It is not yet halfway through 2017, but I can rather assuredly state that Master Of None is my favorite sitcom of the year. I have had to slow myself down from binging the entire season, instead, taking it a bit slower to savor each installment.
The show, now streaming on Netflix follows character Dev, who is a slightly disguised version of series creator Aziz Ansari. Dev is a struggling actor living in NYC, and the show focuses on confusions about dating, dealing with his family, and being true to his art. Ansari co-created the show with Parks & Recreation (2009-2015) writer Alan Yang, who’s stand-in on Master Of None is played by Kelvin Yu as Brian Chang, Dev’s friend who is the son of Taiwanese immigrants and Dev’s “Chill, super-good-looking friend”. Eric Wareheim appears as Arnold Baumheiser, Dev’s “Token white friend”. Arnold’s friendship with Dev is based on his real-life friendship with Ansari.

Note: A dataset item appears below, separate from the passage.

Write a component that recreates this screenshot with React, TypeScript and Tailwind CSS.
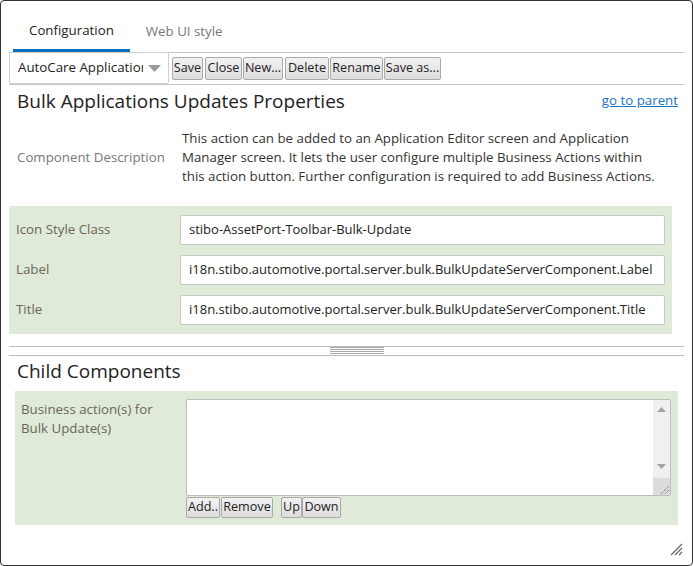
import React from "react";

const font = { fontFamily: '"Open Sans", "Noto Sans", sans-serif' };

function Btn({ children, w }: { children: React.ReactNode; w: string }) {
  return (
    <button
      className={`${w} h-[23px] px-0 border border-[#a9a9a9] rounded-[2px] bg-gradient-to-b from-[#f2f2f2] to-[#dddddd] text-[12.6px] leading-none text-[#222] whitespace-nowrap overflow-hidden flex items-center justify-center`}
    >
      {children}
    </button>
  );
}

function SmallBtn({ children, w }: { children: React.ReactNode; w: string }) {
  return (
    <button
      className={`${w} h-[21px] px-0 border border-[#a9a9a9] rounded-[2px] bg-gradient-to-b from-[#f2f2f2] to-[#dddddd] text-[12.6px] leading-none text-[#222] whitespace-nowrap overflow-hidden flex items-center justify-center`}
    >
      {children}
    </button>
  );
}

function Field({ label, value }: { label: string; value: string }) {
  return (
    <div className="flex items-center h-[30px]">
      <div className="w-[164px] shrink-0 text-[13.3px] text-[#6b6558]">{label}</div>
      <div className="flex-1 h-[30px] border border-[#c8c8c8] rounded-[2px] bg-white flex items-center pl-[8px] text-[13px] text-[#222] whitespace-nowrap overflow-hidden">
        {value}
      </div>
    </div>
  );
}

export default function App() {
  return (
    <div style={font} className="w-[693px] h-[566px] bg-white">
      <div className="relative w-[693px] h-[566px] border border-[#333] rounded-[4px] bg-white flex flex-col overflow-hidden">
        {/* Tabs */}
        <div className="mx-[8px] mt-[10px] flex border-b border-[#c6c6c6] pl-[4px]">
          <div className="px-[16px] h-[41px] flex items-center border-b-[3px] border-[#0a6ebd] text-[13.3px] text-[#222] pt-[2px]">
            Configuration
          </div>
          <div className="px-[16px] h-[41px] flex items-center text-[13.3px] text-[#777] pt-[1px]">Web UI style</div>
        </div>
        {/* Toolbar */}
        <div className="mx-[8px] flex items-center h-[33px] border-b border-[#c6c6c6] -mt-[1px]">
          <div className="w-[160px] h-[32px] border border-[#d0d0d0] rounded-[2px] bg-white flex items-center pl-[8px] pr-[7px] mr-[3px]">
            <span className="w-[125px] text-[13.3px] text-[#222] whitespace-nowrap overflow-hidden">AutoCare Application</span>
            <div className="flex-1" />
            <svg width="13" height="7" viewBox="0 0 13 7">
              <path d="M0 0 L13 0 L6.5 7 Z" fill="#9a9a9a" />
            </svg>
          </div>
          <div className="flex">
            <Btn w="w-[31px]">Save</Btn>
            <div className="w-[2px]" />
            <Btn w="w-[37px]">Close</Btn>
            <div className="w-[1px]" />
            <Btn w="w-[40px]">New...</Btn>
            <div className="w-[2px]" />
            <Btn w="w-[44px]">Delete</Btn>
            <div className="w-[1px]" />
            <Btn w="w-[53px]">Rename</Btn>
            <div className="w-[1px]" />
            <Btn w="w-[57px]">Save as...</Btn>
          </div>
        </div>
        {/* Heading */}
        <div className="mx-[8px] flex justify-between items-start pl-[8px] pr-[6px] pt-[3px]">
          <div className="text-[19px] text-[#222] leading-[26px]">Bulk Applications Updates Properties</div>
          <a className="text-[13.3px] text-[#1a73c8] underline leading-[18px] mt-[3px]">go to parent</a>
        </div>
        {/* Description */}
        <div className="mx-[8px] flex items-center pl-[8px] mt-[15px]">
          <div className="w-[165px] shrink-0 text-[13.3px] text-[#777]">Component Description</div>
          <div className="w-[478px] text-[13.3px] leading-[19px] text-[#333]">
            This action can be added to an Application Editor screen and Application Manager screen. It lets the user
            configure multiple Business Actions within<br />this action button. Further configuration is required to add
            Business Actions.
          </div>
        </div>
        {/* Green panel */}
        <div className="ml-[8px] w-[663px] mt-[20px] bg-[#dfead8] pl-[7px] pr-[7px] py-[9px] flex flex-col gap-[10px]">
          <Field label="Icon Style Class" value="stibo-AssetPort-Toolbar-Bulk-Update" />
          <Field label="Label" value="i18n.stibo.automotive.portal.server.bulk.BulkUpdateServerComponent.Label" />
          <Field label="Title" value="i18n.stibo.automotive.portal.server.bulk.BulkUpdateServerComponent.Title" />
        </div>
        {/* Splitter */}
        <div className="mx-[8px] mt-[12px] h-[10px] border-t border-b border-[#bdbdbd] flex justify-center items-start">
          <div className="w-[54px] flex flex-col gap-[1px] ml-[20px]">
            <div className="h-[1px] bg-[#a8a8a8]" />
            <div className="h-[1px] bg-[#a8a8a8]" />
            <div className="h-[1px] bg-[#a8a8a8]" />
            <div className="h-[1px] bg-[#a8a8a8]" />
          </div>
        </div>
        {/* Child components */}
        <div className="mx-[8px] pl-[8px] mt-[2px] text-[19px] leading-[26px] text-[#222]">Child Components</div>
        <div className="ml-[14px] w-[663px] mt-[7px] bg-[#dfead8] pl-[6px] pr-[7px] pt-[8px] pb-[7px] flex">
          <div className="w-[165px] shrink-0 text-[13.3px] leading-[19px] text-[#6b6558] pt-[1px]">
            Business action(s) for
            <br />
            Bulk Update(s)
          </div>
          <div className="flex-1 flex flex-col">
            <div className="h-[97px] border border-[#bdbdbd] rounded-[2px] bg-white flex justify-end">
              <div className="w-[17px] bg-[#f0f0f0] flex flex-col items-center">
                <svg width="9" height="5" viewBox="0 0 9 5" className="mt-[7px]">
                  <path d="M0 5 L9 5 L4.5 0 Z" fill="#a3a3a3" />
                </svg>
                <div className="flex-1" />
                <svg width="9" height="5" viewBox="0 0 9 5" className="mb-[9px]">
                  <path d="M0 0 L9 0 L4.5 5 Z" fill="#a3a3a3" />
                </svg>
                <div className="w-[17px] h-[17px] bg-[#dcdcdc] flex items-end justify-end">
                  <svg width="12" height="12" viewBox="0 0 12 12">
                    <path d="M11 3 L3 11 M11 7 L7 11" stroke="#555" strokeWidth="1" strokeDasharray="1 1" />
                  </svg>
                </div>
              </div>
            </div>
            <div className="flex mt-[1px]">
              <SmallBtn w="w-[34px]">Add..</SmallBtn>
              <div className="w-[1px]" />
              <SmallBtn w="w-[52px]">Remove</SmallBtn>
              <div className="w-[8px]" />
              <SmallBtn w="w-[21px]">Up</SmallBtn>
              <SmallBtn w="w-[39px]">Down</SmallBtn>
            </div>
          </div>
        </div>
        {/* Resize grip */}
        <svg width="14" height="14" viewBox="0 0 14 14" className="absolute right-[9px] bottom-[9px]">
          <path d="M13 2 L2 13 M13 6 L6 13 M13 10 L10 13" stroke="#666" strokeWidth="1.2" />
        </svg>
      </div>
    </div>
  );
}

Master Of None is a smart comedy of manners that deconstructs the social conventions of Ansari’s age group, taking on the perilous topics of systemic racism and sexism in showbiz, and of course, dating.
Each episode feels like a little indie half hour film complete with title cards and carefully curated soundtracks. So far, in Season Two, they have managed to totally surprise and delight.
One of my very favorites, on a show filled with quirky characters, is Dev’s lesbian friend Denise, played to perfection by Lena Waithe. Waithe was cast after meeting with Ansari and Yang, who had originally written Denise as a straight, white woman who might become one of Dev’s love interests. They rewrote the script to reflect Waithe’s talents. Waithe:
“All of us play heightened versions of ourselves. I don’t know if we’ve seen a sly, harem pants-wearing, cool Topshop sweatshirt-wearing, snapback hat-rocking lesbian on television. I know how many women I see out in the world who are very much like myself. We exist.”
Waithe shared her own coming-out story with Master Of None’s writers’ room and it became the inspiration of the more memorable episodes so far, one that she wrote with Ansari.
“I was just talking about my own struggles coming out to my mother. I didn’t think anything of it, and then before you knew it, Aziz and Alan called me in and like, ‘So we want to turn your story into a Thanksgiving episode that’s centered on Denise’s own experiences. Can you write this?'”
Waithe was already busy writing The Chi, her own series for Showtime and she felt uncertain that she could give the Thanksgiving script the attention it deserved. But, she ended up writing it in just a couple of days.
“I was really nervous, because this was so extremely personal and important. I needed to get it right and do it justice…”
She and Ansari really came through with a hilarious, nuanced and layered, black-themed episode. Thanksgiving takes place over the course of three decades, as Denise and Dev, get together at Denise’s house at six different Thanksgivings, while she struggles to deal with her gayness and come out of the closet to her conservative single mother, played by Icon Angela Bassett, looking absolutely beautiful, her aunt Joyce, played by a scene-stealing Kym Whitley, and her Newport-smoking grandmother, delightfully portrayed by Venida Evans. Different actors play Denise and Dev as they get older, but Bassett plays Denise’s mother each time. The episode’s centerpiece is the emotional scene between Waithe and Bassett at the diner, where they finally get around to a frank discussion about Denise’s sexuality. The result is uproarious, touching, heartfelt and real.
Thanksgiving plays so close to Waithe’s own experience, that she even sent the set director, photographs of the house where she grew-up, where the production recreated her grandmother’s plastic covered sofa and her bedroom wall with posters of Jennifer Aniston.
Waithe now says that the scene where she referred to herself as being “Lebanese” because she can’t bring herself to say the word “lesbian”, came from her own story.
Thanksgiving avoids so many clichés, including the idea that African-Americans are more homophobic than anyone else. The episode goes in very unexpected directions. Waithe:
“There are plenty of queer people of color that are kicked out and mistreated by their family, and I don’t want to undermine their experiences. That just wasn’t my experience, and it’s been an honor to be able to tell a story that we haven’t seen before. My mother’s issues with me being a lesbian were a mix of denial, not really knowing anything about gay folks and worried about what the neighbors were going to think.”
“It’s really complicated, and it wasn’t until I was writing this and put myself in my mother’s shoes did I really understand how hard it was for her to process all of this. I can’t fault someone for not knowing what they don’t know.”
Bassett as Denise’s mother, Catherine tearfully says:
“I don’t want life to be hard for you. It’s hard enough being a black woman in this world; now you want to add something else to that?”
“I am a huge advocate for being out, but I also understand that this is a journey. I wasn’t just coming out to my family, but coming out to myself and trying to be comfortable with my own gayness. So my advice is to do this at your own pace and your own time.”
Waithe says that she hopes that Thanksgiving will show queer people of color how special they are and how important their lives are:
“You are valid and deserve all the happiness in life. So be whoever you are, look however you want. Just be yourself.”